What is asked
Would you pull out every line of the material that contains the string "with"?
======== Stored records
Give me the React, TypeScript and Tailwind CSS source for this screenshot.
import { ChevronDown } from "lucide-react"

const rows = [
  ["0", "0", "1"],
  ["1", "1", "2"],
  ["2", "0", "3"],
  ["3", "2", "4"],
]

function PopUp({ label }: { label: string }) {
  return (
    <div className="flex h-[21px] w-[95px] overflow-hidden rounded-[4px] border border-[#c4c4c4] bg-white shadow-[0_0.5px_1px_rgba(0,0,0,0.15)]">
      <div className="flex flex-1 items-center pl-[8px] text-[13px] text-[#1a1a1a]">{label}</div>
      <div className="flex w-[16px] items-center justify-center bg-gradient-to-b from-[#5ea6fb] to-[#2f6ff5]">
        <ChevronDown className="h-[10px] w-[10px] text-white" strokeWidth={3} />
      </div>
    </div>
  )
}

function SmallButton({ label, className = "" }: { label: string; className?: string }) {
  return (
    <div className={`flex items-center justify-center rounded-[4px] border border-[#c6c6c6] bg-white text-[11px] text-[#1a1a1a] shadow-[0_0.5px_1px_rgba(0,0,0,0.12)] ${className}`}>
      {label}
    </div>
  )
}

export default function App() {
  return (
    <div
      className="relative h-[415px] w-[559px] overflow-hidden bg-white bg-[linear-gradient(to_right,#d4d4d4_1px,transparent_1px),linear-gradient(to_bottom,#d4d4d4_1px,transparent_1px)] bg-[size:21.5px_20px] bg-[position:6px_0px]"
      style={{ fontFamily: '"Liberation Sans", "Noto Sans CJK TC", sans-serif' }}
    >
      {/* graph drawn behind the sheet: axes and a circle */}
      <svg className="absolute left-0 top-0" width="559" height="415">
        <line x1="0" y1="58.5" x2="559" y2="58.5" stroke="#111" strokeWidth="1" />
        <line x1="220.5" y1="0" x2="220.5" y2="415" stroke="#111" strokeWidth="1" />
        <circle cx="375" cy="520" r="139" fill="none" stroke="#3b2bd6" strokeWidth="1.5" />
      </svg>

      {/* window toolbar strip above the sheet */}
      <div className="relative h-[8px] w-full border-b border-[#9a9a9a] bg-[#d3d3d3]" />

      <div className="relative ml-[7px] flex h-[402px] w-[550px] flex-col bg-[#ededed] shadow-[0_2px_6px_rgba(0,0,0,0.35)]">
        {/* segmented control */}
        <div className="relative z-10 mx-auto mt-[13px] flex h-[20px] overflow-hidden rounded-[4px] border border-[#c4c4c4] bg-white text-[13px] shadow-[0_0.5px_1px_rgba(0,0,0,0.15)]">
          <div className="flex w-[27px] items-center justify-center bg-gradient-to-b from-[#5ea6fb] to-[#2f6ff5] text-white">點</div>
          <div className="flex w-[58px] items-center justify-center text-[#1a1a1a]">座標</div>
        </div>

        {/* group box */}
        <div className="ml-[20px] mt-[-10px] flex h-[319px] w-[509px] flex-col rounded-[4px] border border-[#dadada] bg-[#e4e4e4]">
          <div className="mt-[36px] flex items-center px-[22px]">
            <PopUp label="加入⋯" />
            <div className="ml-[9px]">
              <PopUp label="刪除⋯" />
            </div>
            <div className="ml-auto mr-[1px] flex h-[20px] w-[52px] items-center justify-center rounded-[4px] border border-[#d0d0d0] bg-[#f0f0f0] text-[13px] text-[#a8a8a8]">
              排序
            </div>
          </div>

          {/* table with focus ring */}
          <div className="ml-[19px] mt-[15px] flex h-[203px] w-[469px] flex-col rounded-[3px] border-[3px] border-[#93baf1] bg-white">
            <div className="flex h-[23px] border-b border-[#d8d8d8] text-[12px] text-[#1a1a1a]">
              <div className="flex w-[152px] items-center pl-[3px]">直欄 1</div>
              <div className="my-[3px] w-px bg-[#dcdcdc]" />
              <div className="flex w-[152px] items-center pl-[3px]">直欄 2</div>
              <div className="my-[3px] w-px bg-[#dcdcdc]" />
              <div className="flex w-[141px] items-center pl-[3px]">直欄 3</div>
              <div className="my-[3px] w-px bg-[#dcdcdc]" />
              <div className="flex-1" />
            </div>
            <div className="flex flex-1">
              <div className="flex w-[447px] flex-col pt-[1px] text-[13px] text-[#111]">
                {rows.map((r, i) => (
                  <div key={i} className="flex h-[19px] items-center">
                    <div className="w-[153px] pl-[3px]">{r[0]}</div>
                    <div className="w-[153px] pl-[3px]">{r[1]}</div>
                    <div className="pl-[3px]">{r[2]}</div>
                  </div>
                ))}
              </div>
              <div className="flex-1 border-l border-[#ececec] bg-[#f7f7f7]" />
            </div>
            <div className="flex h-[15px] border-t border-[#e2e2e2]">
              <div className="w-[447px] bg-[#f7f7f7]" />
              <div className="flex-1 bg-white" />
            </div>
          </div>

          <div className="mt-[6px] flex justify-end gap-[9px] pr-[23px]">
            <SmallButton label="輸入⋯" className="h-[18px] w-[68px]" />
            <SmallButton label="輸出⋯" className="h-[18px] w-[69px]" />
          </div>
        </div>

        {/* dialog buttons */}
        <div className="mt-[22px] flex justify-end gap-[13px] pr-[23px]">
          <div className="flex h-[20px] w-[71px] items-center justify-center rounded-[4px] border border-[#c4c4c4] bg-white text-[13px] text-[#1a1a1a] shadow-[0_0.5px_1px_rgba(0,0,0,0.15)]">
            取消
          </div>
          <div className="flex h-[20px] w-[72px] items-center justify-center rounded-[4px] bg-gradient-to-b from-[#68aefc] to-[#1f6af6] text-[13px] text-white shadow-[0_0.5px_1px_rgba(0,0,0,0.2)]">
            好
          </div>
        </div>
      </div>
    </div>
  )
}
================
======== Stored records
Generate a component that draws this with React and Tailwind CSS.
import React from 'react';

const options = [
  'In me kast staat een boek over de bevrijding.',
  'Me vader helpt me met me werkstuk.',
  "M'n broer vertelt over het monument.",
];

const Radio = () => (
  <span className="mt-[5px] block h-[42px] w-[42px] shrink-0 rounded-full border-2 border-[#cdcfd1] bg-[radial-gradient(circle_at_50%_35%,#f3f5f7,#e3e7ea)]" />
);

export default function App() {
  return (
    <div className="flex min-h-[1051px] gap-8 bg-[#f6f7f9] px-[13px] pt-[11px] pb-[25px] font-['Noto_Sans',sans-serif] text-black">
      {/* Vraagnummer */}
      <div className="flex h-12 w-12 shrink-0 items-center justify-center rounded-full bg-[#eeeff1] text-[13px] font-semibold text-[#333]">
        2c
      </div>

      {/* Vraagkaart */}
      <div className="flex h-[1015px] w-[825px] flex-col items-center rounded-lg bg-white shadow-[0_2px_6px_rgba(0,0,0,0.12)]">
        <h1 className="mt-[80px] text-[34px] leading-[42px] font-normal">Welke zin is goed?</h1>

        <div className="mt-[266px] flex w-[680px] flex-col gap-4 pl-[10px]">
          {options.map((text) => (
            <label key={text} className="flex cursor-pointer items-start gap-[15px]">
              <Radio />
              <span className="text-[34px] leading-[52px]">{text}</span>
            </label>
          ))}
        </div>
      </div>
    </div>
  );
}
================
Right answer
          {/* table with focus ring */}
Generate a component that draws this with React and Tailwind CSS.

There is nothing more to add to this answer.